I’d love people to walk away thinking, “I’ve never seen wood look like that, and now I can’t unsee it.”
Do you consider Dust Order an art piece, a design object, or something in between. Does that distinction matter to you? – The columns behave like design; the chair flirts shamelessly with sculpture. I’m relaxed about the label because the intent remains the same: to serve a purpose, functional, emotional, or both, while sparking a sense of wonder. If a piece ticks those boxes, I don’t mind which gallery or showroom it ends up in.

If each piece in the collection tells a story, what emotion or thought would you hope lingers with someone after spending time with it? – A quiet, slightly mischievous joy. I’d love people to walk away thinking, “I’ve never seen wood look like that, and now I can’t unsee it.” If the work nudges them to question other assumptions about material, space, or history, then the conversation is still happening long after they leave the room.

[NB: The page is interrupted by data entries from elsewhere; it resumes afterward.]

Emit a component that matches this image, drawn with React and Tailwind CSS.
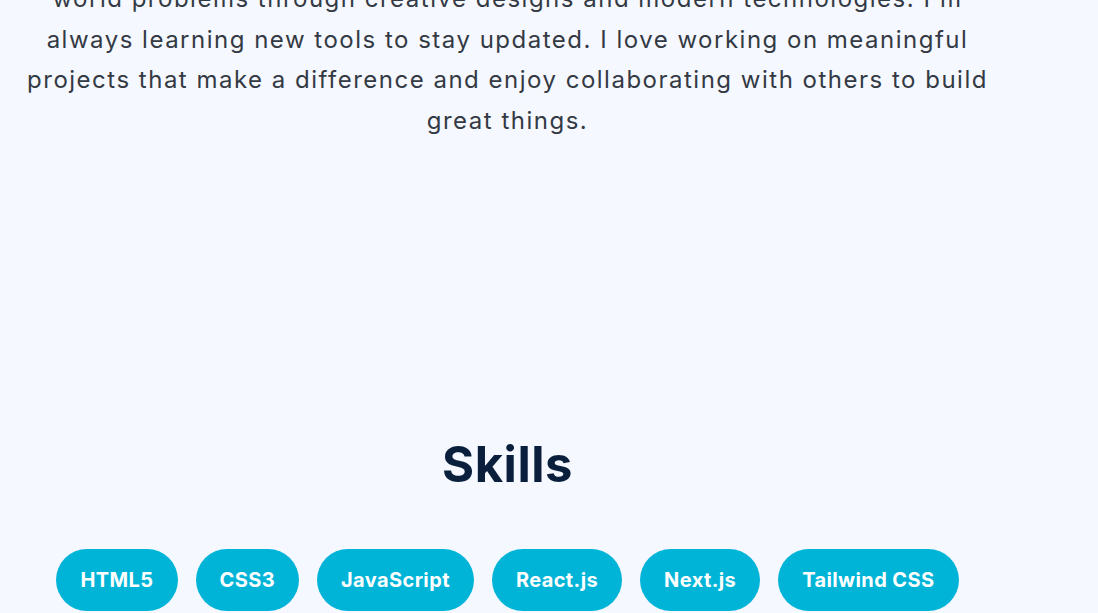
export default function App() {
  const skills = ["HTML5", "CSS3", "JavaScript", "React.js", "Next.js", "Tailwind CSS"];
  return (
    <div className="h-[613px] w-[1098px] overflow-hidden bg-[#f5f8ff]" style={{ fontFamily: "Inter, 'Noto Sans', sans-serif" }}>
      <div className="w-[1015px] flex flex-col items-center">
        <p className="-mt-[21px] whitespace-nowrap text-center text-[24px] leading-[40.5px] tracking-[1.5px] text-[#333a44]">
          world problems through creative designs and modern technologies. I'm<br />
          always learning new tools to stay updated. I love working on meaningful<br />
          projects that make a difference and enjoy collaborating with others to build<br />
          great things.
        </p>
        <h2 className="mt-[294px] text-[49px] leading-[60px] font-bold tracking-[0.5px] text-[#0a1f3c]">Skills</h2>
        <div className="mt-[54px] flex flex-wrap justify-center gap-[18px]">
          {skills.map((s) => (
            <span key={s} className="rounded-full bg-[#00b4d8] px-6 py-4 text-[20px] leading-[30px] font-bold tracking-[0.4px] text-white">
              {s}
            </span>
          ))}
        </div>
      </div>
    </div>
  );
}
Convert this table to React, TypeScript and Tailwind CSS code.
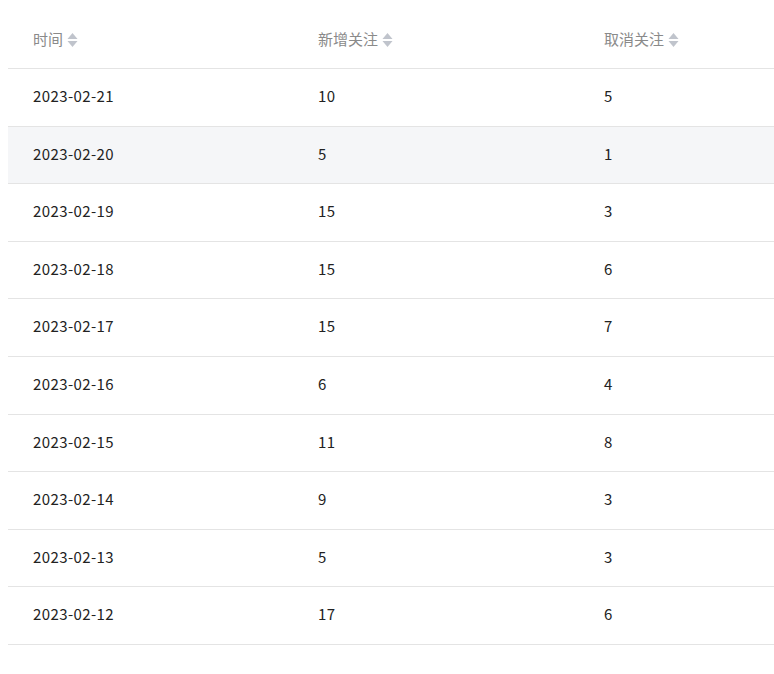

What’s next for you? – Next up I’m steering the work into the gallery and collectible sphere, short runs, one-offs, pieces that reward close inspection rather than mass replication. That format lets me obsess over every contour and finish, and it keeps the conversation intimate.
In parallel I’m lining up a couple of collaborations that might push boundaries of perception. The plan is to keep making, keep refining, and keep digging into my reading of the world; every insight eventually filters back into the objects. Continuous curiosity is the engine, the pieces are just its latest snapshots.